**OBJECTIVE**
In the material below, identify each line bearing the word "index". Reproduce those lines.

**SOURCE DATA**
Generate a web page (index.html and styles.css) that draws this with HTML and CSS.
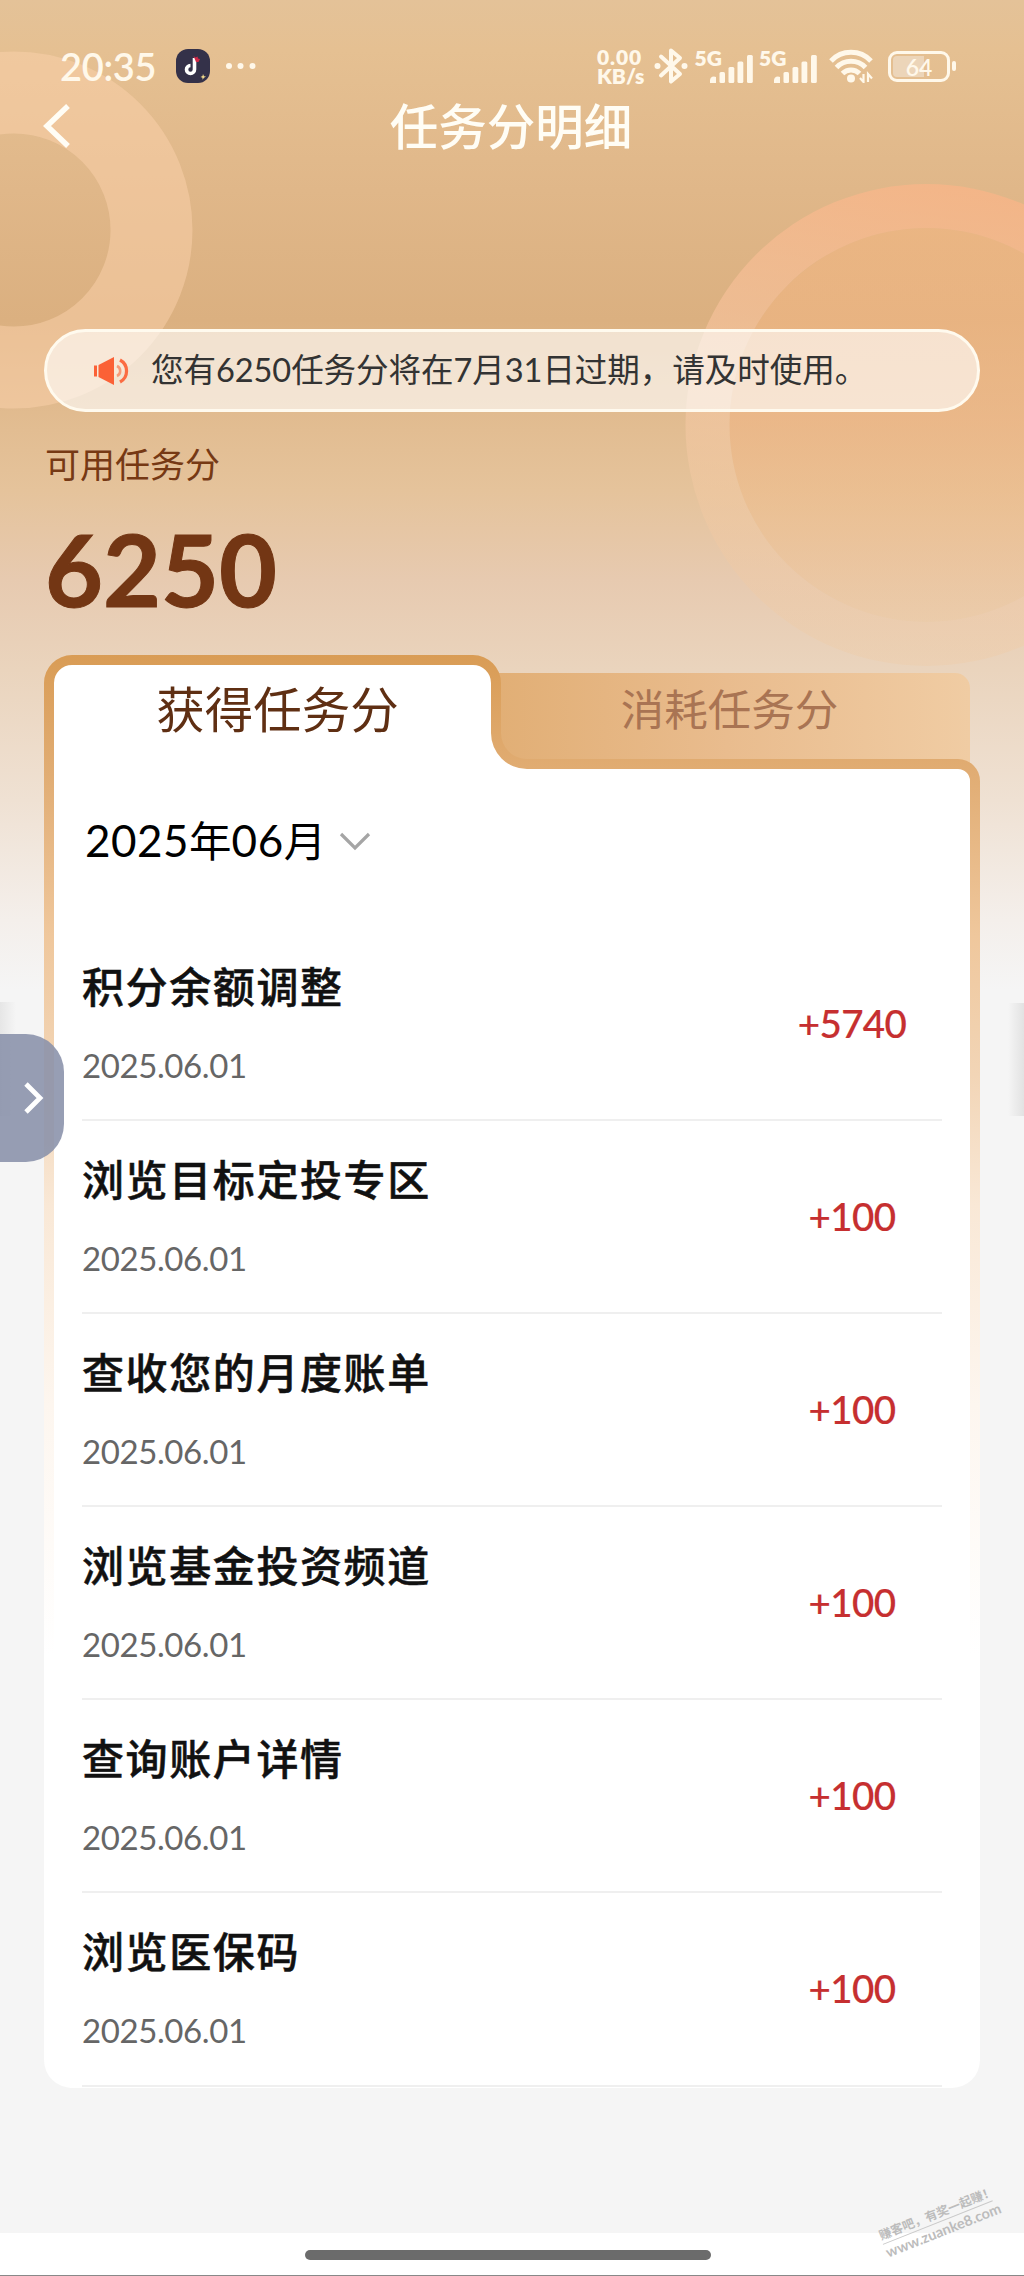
FILE: index.html
```html
<!DOCTYPE html>
<html lang="zh-CN">
<head>
<meta charset="utf-8">
<title>任务分明细</title>
<link rel="stylesheet" href="styles.css">
</head>
<body>
<div class="page">
  <svg class="rings" width="1024" height="700" viewBox="0 0 1024 700" aria-hidden="true">
    <defs>
      <linearGradient id="ring" x1="0.6" y1="0" x2="0.4" y2="1">
        <stop offset="0" stop-color="#ffb487" stop-opacity=".62"/>
        <stop offset=".5" stop-color="#fccdac" stop-opacity=".5"/>
        <stop offset="1" stop-color="#f0c89c" stop-opacity=".25"/>
      </linearGradient>
      <linearGradient id="disc" x1="0" y1="0" x2="0" y2="1">
        <stop offset="0" stop-color="#f2b681" stop-opacity=".6"/>
        <stop offset=".5" stop-color="#f0b584" stop-opacity=".6"/>
        <stop offset="1" stop-color="#f1c48f" stop-opacity=".3"/>
      </linearGradient>
    </defs>
    <circle cx="14" cy="230" r="137.5" fill="none" stroke="#fbd2ab" stroke-opacity=".5" stroke-width="82"/>
    <circle cx="926.5" cy="425" r="197" fill="url(#disc)"/>
    <path fill="url(#ring)" fill-rule="evenodd" d="M685.500 425a241 241 0 1 1 482 0a241 241 0 1 1-482 0ZM729.500 425a197 197 0 1 0 394 0a197 197 0 1 0-394 0Z"/>
  </svg>

  <header class="status">
    <span class="clock">20:35</span>
    <svg class="app" viewBox="0 0 34 34"><rect width="34" height="34" rx="12" fill="#343149"/><path d="M18.500 9v11.500a4 4 0 1 1-4-4" fill="none" stroke="#fff" stroke-width="3.600"/><path d="M17.500 7l2 1.500 2-1 .5 2 2 .5-1.500 3h-2.500z" fill="#cf2747"/><path d="M27 25l1 2.200 2 .2-2 1.300-1.500 2v-2l-2-.8 2-1z" fill="#f4dc8d"/></svg>
    <svg class="dots" viewBox="0 0 32 8"><g fill="#fff8ea"><circle cx="4" cy="4" r="3"/><circle cx="15.500" cy="4" r="3"/><circle cx="27.500" cy="4" r="3"/></g></svg>
    <span class="speed">0.00<br>KB/s</span>
    <svg class="bt" viewBox="0 0 34 38"><g fill="none" stroke="#fff8ea" stroke-width="4" stroke-linejoin="round" stroke-linecap="round"><path d="M7 9.500L26 27 17 34.500V3.500L26 11 7 28.500"/></g><circle cx="3.500" cy="19" r="3" fill="#fff8ea"/><circle cx="30.500" cy="19" r="3" fill="#fff8ea"/></svg>
    <span class="net"><b>5G</b><svg viewBox="0 0 44 28"><g fill="#fff8ea"><path d="M1 25a4 4 0 0 1 6-3v6H1z"/><rect x="10.500" y="17" width="5.500" height="11" rx="1.500"/><rect x="19.500" y="12" width="5.800" height="16" rx="1.500"/><rect x="28.500" y="6.500" width="5.800" height="21.500" rx="1.500"/><rect x="38" y="0" width="5.800" height="28" rx="1.500"/></g></svg></span>
    <span class="net"><b>5G</b><svg viewBox="0 0 44 28"><g fill="#fff8ea"><path d="M1 25a4 4 0 0 1 6-3v6H1z"/><rect x="10.500" y="17" width="5.500" height="11" rx="1.500"/><rect x="19.500" y="12" width="5.800" height="16" rx="1.500"/><rect x="28.500" y="6.500" width="5.800" height="21.500" rx="1.500"/><rect x="38" y="0" width="5.800" height="28" rx="1.500"/></g></svg></span>
    <svg class="wifi" viewBox="0 0 44 34"><g fill="none" stroke="#fff8ea" stroke-width="5"><path d="M2 12a27.500 27.500 0 0 1 40 0"/><path d="M7.500 18.500a20 20 0 0 1 29 0"/><path d="M13.500 24.500a12 12 0 0 1 17 0"/></g><circle cx="22" cy="29.500" r="4" fill="#fff8ea"/><path d="M34.500 25v8l-3.500-4M39 33v-8l4 4.500" fill="none" stroke="#fff8ea" stroke-width="2.200"/></svg>
    <span class="battery"><span class="cell">64</span><i></i></span>
  </header>

  <nav class="nav">
    <svg class="back" viewBox="0 0 28 44"><path d="M25 2L4 22l21 20" fill="none" stroke="#fffdf5" stroke-width="5.500"/></svg>
    <h1>任务分明细</h1>
  </nav>

  <div class="notice">
    <svg viewBox="0 0 36 30"><path d="M1 9.500h3v11H1zM5.500 9L21 1v28L5.500 21z" fill="#fb6136"/><path d="M24 10a5.500 5.500 0 0 1 0 10" fill="none" stroke="#f79a78" stroke-width="2.600"/><path d="M27 4a12.500 12.500 0 0 1 0 22" fill="none" stroke="#fb6c43" stroke-width="3.200"/></svg>
    <span>您有6250任务分将在7月31日过期，请及时使用。</span>
  </div>

  <div class="balance-label">可用任务分</div>
  <div class="balance">6250</div>

  <main class="card">
    <svg class="frame" width="936" height="1433" viewBox="0 0 936 1433" aria-hidden="true">
      <defs>
        <linearGradient id="edge" gradientUnits="userSpaceOnUse" x1="0" y1="0" x2="0" y2="1000">
          <stop offset="0" stop-color="#d99c55"/>
          <stop offset=".12" stop-color="#e1ad74"/>
          <stop offset=".28" stop-color="#efc79c"/>
          <stop offset=".42" stop-color="#f2d5b6"/>
          <stop offset=".55" stop-color="#f9e8d6"/>
          <stop offset=".75" stop-color="#fdf6ef"/>
          <stop offset="1" stop-color="#fff"/>
        </linearGradient>
        <linearGradient id="tab" x1="0" y1="0" x2="1" y2="0">
          <stop offset="0" stop-color="#e1ae74"/>
          <stop offset=".5" stop-color="#e9bc8e"/>
          <stop offset="1" stop-color="#f0cca3"/>
        </linearGradient>
      </defs>
      <path d="M440 18H911a15 15 0 0 1 15 15V114H440Z" fill="url(#tab)"/>
      <path d="M0 28A28 28 0 0 1 28 0H429A28 28 0 0 1 457 28V78A26 26 0 0 0 483 104H914A22 22 0 0 1 936 126V1405A28 28 0 0 1 908 1433H28A28 28 0 0 1 0 1405Z" fill="url(#edge)"/>
      <path d="M10 28A18 18 0 0 1 28 10H429A18 18 0 0 1 447 28V78A36 36 0 0 0 483 114H914A12 12 0 0 1 926 126V1405A28 28 0 0 1 908 1433H28A18 28 0 0 1 10 1405Z" fill="#fff"/>
    </svg>
    <div class="tabs"><div class="tab active">获得任务分</div><div class="tab">消耗任务分</div></div>
    <div class="month"><span><b>2025</b>年<b>06</b>月</span><svg viewBox="0 0 32 20"><path d="M2 2l14 14L30 2" fill="none" stroke="#a5a5a5" stroke-width="3.200"/></svg></div>
    <ul class="list">
      <li><div><h2>积分余额调整</h2><time>2025.06.01</time></div><strong>+5740</strong></li>
      <li><div><h2>浏览目标定投专区</h2><time>2025.06.01</time></div><strong>+100</strong></li>
      <li><div><h2>查收您的月度账单</h2><time>2025.06.01</time></div><strong>+100</strong></li>
      <li><div><h2>浏览基金投资频道</h2><time>2025.06.01</time></div><strong>+100</strong></li>
      <li><div><h2>查询账户详情</h2><time>2025.06.01</time></div><strong>+100</strong></li>
      <li><div><h2>浏览医保码</h2><time>2025.06.01</time></div><strong>+100</strong></li>
    </ul>
  </main>

  <footer class="home"><span></span></footer>

  <div class="shade left"></div>
  <div class="shade right"></div>
  <div class="handle"><svg viewBox="0 0 22 32"><path d="M3 2l14 14L3 30" fill="none" stroke="#fff" stroke-width="4.800"/></svg></div>
  <div class="watermark"><span class="wm-cn">赚客吧，有奖一起赚！</span><span class="wm-url">www.zuanke8.com</span></div>
</div>
</body>
</html>
```
FILE: styles.css
```css
* { box-sizing: border-box; margin: 0; padding: 0; }
body { background: #f5f5f5; font-family: Lato, "Noto Sans CJK SC", sans-serif; }
.page {
  position: relative;
  width: 1024px;
  height: 2276px;
  overflow: hidden;
  display: flex;
  flex-direction: column;
  background: linear-gradient(#e4c298 0, #e5c092 50px, #e0b789 190px, #dbb080 320px, #e2bd92 430px, #e5c39b 490px, #e7cab0 580px, #ead4bd 670px, #efe1d3 800px, #f4efeb 920px, #f5f5f5 990px);
}
.page > * { flex-shrink: 0; position: relative; }
.page > .rings { position: absolute; left: 0; top: 0; }

.status { height: 92px; padding: 40px 0 0 60px; display: flex; align-items: center; color: #fff8ea; }
.clock { width: 116px; font-size: 38px; font-weight: 600; line-height: 50px; letter-spacing: -.3px; }
.app { width: 34px; height: 34px; }
.dots { width: 32px; height: 8px; margin-left: 15px; }
.speed { width: 58px; margin-left: 340px; font-size: 21px; font-weight: 800; line-height: 19.5px; white-space: nowrap; }
.speed::first-line { letter-spacing: .9px; }
.bt { width: 34px; height: 38px; margin-left: -1px; }
.net { position: relative; display: flex; align-items: flex-end; justify-content: flex-end; width: 59px; height: 34px; margin-left: 5.5px; }
.net b { position: absolute; left: 1px; top: -3px; font-size: 21px; line-height: 24px; font-weight: 800; }
.net svg { width: 44px; height: 28px; }
.wifi { width: 44px; height: 34px; margin-left: 12px; }
.battery { display: flex; align-items: center; gap: 2px; margin-left: 15px; }
.cell { width: 62px; height: 31px; border: 3px solid #fff8ea; border-radius: 9px; background: linear-gradient(90deg, #ecd5b9 60%, transparent 60%) content-box; padding: 2px; text-align: center; font-size: 23px; font-weight: 600; line-height: 22px; }
.battery i { width: 4px; height: 10px; border-radius: 2px; background: #fff8ea; }

.nav { height: 237px; padding: 0 45px 0 43px; display: grid; grid-template-columns: 28px 1fr 28px; align-items: start; }
.back { width: 28px; height: 44px; margin-top: 12px; }
.nav h1 { text-align: center; font-size: 48.5px; line-height: 68px; font-weight: 500; color: #fffdf5; }

.notice { height: 83px; margin: 0 44px; padding: 0 0 2px 46px; border: 3px solid #fffaee; border-radius: 42px; background: rgba(255,255,255,.62); display: flex; align-items: center; }
.notice svg { width: 36px; height: 30px; margin-top: 2px; }
.notice span { margin-left: 22px; font-size: 32.6px; letter-spacing: -.1px; line-height: 48px; color: #333; white-space: nowrap; }

.balance-label { height: 90px; padding: 27px 0 0 45px; font-size: 35px; line-height: 50px; color: #763914; }
.balance { height: 153px; padding-left: 45px; font-size: 100px; line-height: 132px; font-weight: 700; color: #733614; -webkit-text-stroke: 1px #733614; }

.card { width: 936px; height: 1433px; margin-left: 44px; }
.frame { position: absolute; left: 0; top: 0; }
.tabs { position: relative; display: flex; height: 114px; }
.tab { width: 457px; padding-top: 18px; text-align: center; font-size: 43.5px; line-height: 72px; color: #a97453; }
.tab.active { padding-left: 10px; font-size: 48.5px; color: #5f2f13; }
.month { position: relative; display: flex; align-items: center; height: 159px; padding: 0 0 16px 41px; font-size: 42.5px; line-height: 60px; color: #000; }
.month b { font-weight: 400; font-size: 44px; letter-spacing: .5px; }
.month svg { width: 32px; height: 20px; margin: 3px 0 0 13px; }
.list { position: relative; list-style: none; margin: 0 38px; }
.list li { display: flex; justify-content: space-between; height: 193.1px; border-bottom: 2px solid #efefef; }
.list h2 { margin-top: 29px; font-size: 42px; font-weight: 500; letter-spacing: 1.6px; line-height: 60px; color: #111; white-space: nowrap; -webkit-text-stroke: .5px #111; }
.list time { display: block; margin-top: 28px; font-size: 33px; line-height: 40px; letter-spacing: -.4px; color: #666; }
.list strong { width: 180px; margin: 70px 0 0 0; text-align: center; font-size: 38.5px; line-height: 50px; font-weight: 500; color: #c62f30; letter-spacing: -.6px; -webkit-text-stroke: .2px #c62f30; }

.home { height: 43px; margin-top: 145px; padding-top: 17px; display: flex; justify-content: center; align-items: flex-start; background: #fff; border-bottom: 1px solid #888; }
.home span { width: 406px; height: 10px; margin-right: 8px; border-radius: 5px; background: #6b6b6b; }

.page > .shade { position: absolute; }
.page > .left { left: 0; top: 1002px; width: 16px; height: 114px; background: linear-gradient(90deg, #e6e6e6, #f5f5f500); }
.page > .right { right: 0; top: 1003px; width: 16px; height: 113px; background: linear-gradient(270deg, #e2e2e2, #f5f5f500); }
.page > .handle { position: absolute; left: 0; top: 1034px; width: 64px; height: 128px; border-radius: 0 38px 38px 0; background: rgba(137,145,170,.88); }
.handle svg { display: block; width: 22px; height: 32px; margin: 48px 0 0 23px; }
.page > .watermark { position: absolute; left: 879px; top: 2205px; width: 118px; transform: rotate(-21.7deg); display: flex; flex-direction: column; color: #bcbcbc; white-space: nowrap; font-weight: 700; }
.wm-cn { font-size: 12.3px; line-height: 17px; border-bottom: 1px solid #c9c9c9; }
.wm-url { font-size: 14.500px; line-height: 18px; }
```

**IN RESPONSE**
Generate a web page (index.html and styles.css) that draws this with HTML and CSS.
FILE: index.html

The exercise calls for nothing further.